Essentially, two issues have been raised by the four speakers. First, on the manner in which the cost of approximately €150 million was arrived at, I never confirmed that the figure was €150 million. It is an estimate. While it could well transpire to be accurate, it is not a figure that can be confirmed.
The second issue concerns the capital allowance in the first instance. I acknowledge that there are difficulties in assessing the potential for changes, given the nature of the companies involved, the predictions of their future behaviour and the expenditure amounts involved. However, in recent times the Revenue Commissioners have reviewed the data for prior year claims under section 291A and the profits of and the corporation tax paid by companies using the section. Using these data and extrapolating an estimated level of intangible assets to be placed onshore in the future, it is expected that this measure will raise in the region of €150 million next year. This is an issue that can be discussed in detail later this year in the context of the Finance Bill.
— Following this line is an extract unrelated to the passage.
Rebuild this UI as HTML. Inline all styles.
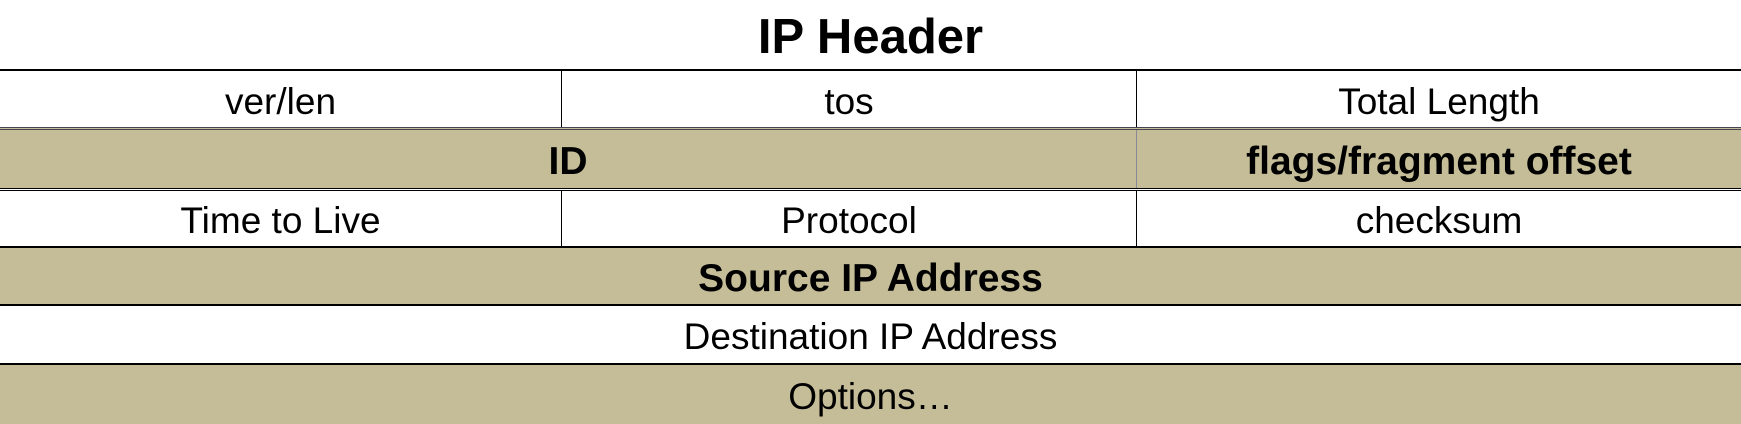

Deputy Richard Boyd Barrett has referred to these measures as loopholes, but I do not accept that. Neither do I accept what Deputy Pearse Doherty has said about cosy arrangements and sweetheart or secret deals. It is fair to say there is, not only in this jurisdiction but also right across the world, a general move towards the co-location of intangible assets. There has been substantial activity in response to international tax initiatives, particularly with reference to the OECD, an issue that has been discussed both at committee level and across the House in the context of base erosion and profit sharing. The capital allowance regime in this jurisdiction is very important in attracting substantial economic activity. I do not need to remind the House of the importance of foreign direct investment in job creation in the economy and of the contribution it has made for many years but, in particular, in recent times as we have moved towards recovery. In that regard, intangible assets are becoming increasingly important in global business. They are the key to innovation and the exploitation of new products and markets and an important source of a competitive advantage for businesses in Ireland. There is a growing trend towards centralising the management and exploitation of these assets in global or regional hubs. It is important, therefore, that we continue to ensure Ireland is well positioned as an attractive location for global businesses seeking to develop and commercialise on the international stage.
It is important that we proceed with this resolution. It is also important to reflect on the fact that, prior to the introduction of the scheme, the tax system provided for an allowance of a limited nature, for example, for patent rights, computer software and know-how, but in recent times we have moved towards a more broadly based scheme for assets under section 291A. That is why it was important that it be used to address the needs of the tax system. I do not believe we are dealing with any secret or sweetheart deal. In fact, the evidence clearly shows that Ireland has followed the international norm in this regard and taken a similar approach to that taken in countries such as the United Kingdom, our nearest neighbour, and the USA. This is important in the context of the current regime in the United States and the manner in which it is dealing with revenue and tax issues. It is also important in the context of the impending withdrawal of the United Kingdom from the European Union.